Simon Properties Group Inc., already the nation’s largest shopping-mall owner, made a $10 billion bid to acquire rival General Growth Properties Inc., which is seeking to emerge from bankruptcy proceedings, in a takeover effort that could alter the retail landscape in hundreds of American communities.

In a signal of consolidation in commercial real estate, Simon Properties has bid to buy fellow mall operator General Growth for about $10 billion. John Spence of MarketWatch discusses.

If its bid is successful, Simon, which started in 1960 with a single property in Bloomington, Ind., would sit atop an empire of 550 malls—at least a third of the U.S. market. More important, it would own nearly half of the country’s 319 best-performing malls in terms of sales, giving it unmatched power over retailers and control over the look and feel of the shopping experience.

Its size would mean that retail chains such as Gap Inc. and AnnTaylor Corp. would have only one landlord to deal with when negotiating leases and opening stores at many high-end malls. A mall owner with hundreds of properties can pressure retailers into opening stores in struggling locations as a condition of getting space at its choicest sites. In addition, a retailer is less likely to fight a giant landlord over rent and other lease terms for a single store if the standoff might influence lease negotiations at the landlord’s other properties.

“I don’t think it’s good for the industry,” said Greg Maloney, chief of Jones Lang LaSalle’s brokerage operation for retail properties, which represents buyers, sellers and retailers. “It’s going to make a lot of retailers uncomfortable to know they have this one, huge developer they’ll have to go through to get deals done.”

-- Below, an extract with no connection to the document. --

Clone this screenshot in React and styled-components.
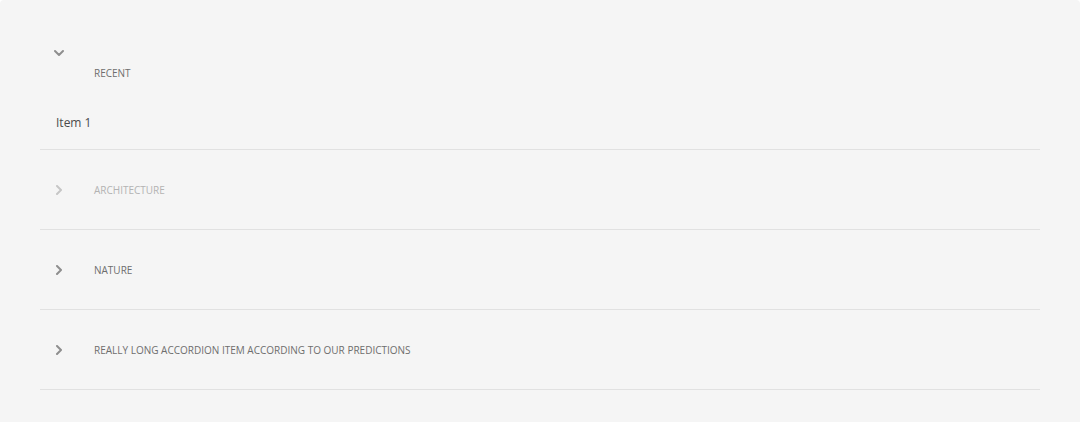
import React, { useState } from "react";
import styled, { createGlobalStyle } from "styled-components";

const GlobalStyle = createGlobalStyle`
  *, *::before, *::after { box-sizing: border-box; }
  body { margin: 0; background: #ffffff; }
`;

const Panel = styled.main`
  min-height: 100vh;
  padding: 40px 40px 32px;
  background: #f5f5f5;
  border-radius: 4px 4px 0 0;
  font-family: "Open Sans", "Noto Sans", sans-serif;
`;

const Item = styled.section`
  border-bottom: 1px solid #e1e1e1;
`;

const Heading = styled.h3`
  margin: 0;
  font-weight: 400;
`;

const Trigger = styled.button`
  display: flex;
  flex-direction: ${(p) => (p.$open ? "column" : "row")};
  align-items: ${(p) => (p.$open ? "flex-start" : "center")};
  width: 100%;
  min-height: ${(p) => (p.$open ? "56px" : "79px")};
  padding: ${(p) => (p.$open ? "8px 14px 0" : "1px 14px 0")};
  border: 0;
  background: transparent;
  color: #6e6e6e;
  font: inherit;
  text-align: left;
  cursor: pointer;

  &:disabled {
    color: #b3b3b3;
    cursor: default;
  }
`;

const Chevron = styled.svg`
  flex: none;
  width: 10px;
  height: 10px;
  fill: none;
  stroke: #8e8e8e;
  stroke-width: 2;
  stroke-linecap: round;
  stroke-linejoin: round;
  transform: ${(p) => (p.$open ? "rotate(90deg)" : "none")};

  ${Trigger}:disabled & {
    stroke: #c6c6c6;
  }
`;

const Label = styled.span`
  margin-left: ${(p) => (p.$open ? "40px" : "30px")};
  margin-top: ${(p) => (p.$open ? "7px" : "0")};
  font-size: 10px;
  line-height: 16px;
  text-transform: uppercase;
`;

const Content = styled.div`
  padding: 16px;
  color: #4b4b4b;
  font-size: 12px;
  line-height: 21px;
`;

const items = [
  { id: "recent", title: "Recent", body: "Item 1" },
  { id: "architecture", title: "Architecture", body: "Item 2", disabled: true },
  { id: "nature", title: "Nature", body: "Item 3" },
  { id: "long", title: "Really long accordion item according to our predictions", body: "Item 4" },
];

export default function App() {
  const [openId, setOpenId] = useState("recent");
  return (
    <>
      <GlobalStyle />
      <Panel>
        {items.map(({ id, title, body, disabled }) => {
          const open = openId === id;
          return (
            <Item key={id}>
              <Heading>
                <Trigger
                  type="button"
                  id={`${id}-trigger`}
                  $open={open}
                  disabled={disabled}
                  aria-expanded={open}
                  aria-controls={open ? `${id}-content` : undefined}
                  onClick={() => setOpenId(open ? null : id)}
                >
                  <Chevron viewBox="0 0 10 10" $open={open} aria-hidden="true">
                    <path d="M3 1L7 5L3 9" />
                  </Chevron>
                  <Label $open={open}>{title}</Label>
                </Trigger>
              </Heading>
              {open && (
                <Content id={`${id}-content`} role="region" aria-labelledby={`${id}-trigger`}>
                  {body}
                </Content>
              )}
            </Item>
          );
        })}
      </Panel>
    </>
  );
}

The proposed takeover is hardly a shoo-in, however. Late Monday, Simon won a key ally when the committee representing General Growth’s unsecured creditors endorsed its bid. But any deal would also require the approval of General Growth’s board and the judge overseeing its bankruptcy case.

General Growth responded late Tuesday in a letter to Simon that it will evaluate Simon’s bid along with its other options. It said Simon’s bid “is not sufficient to preempt the process that we are undertaking to explore all avenues to emerge from Chapter 11.”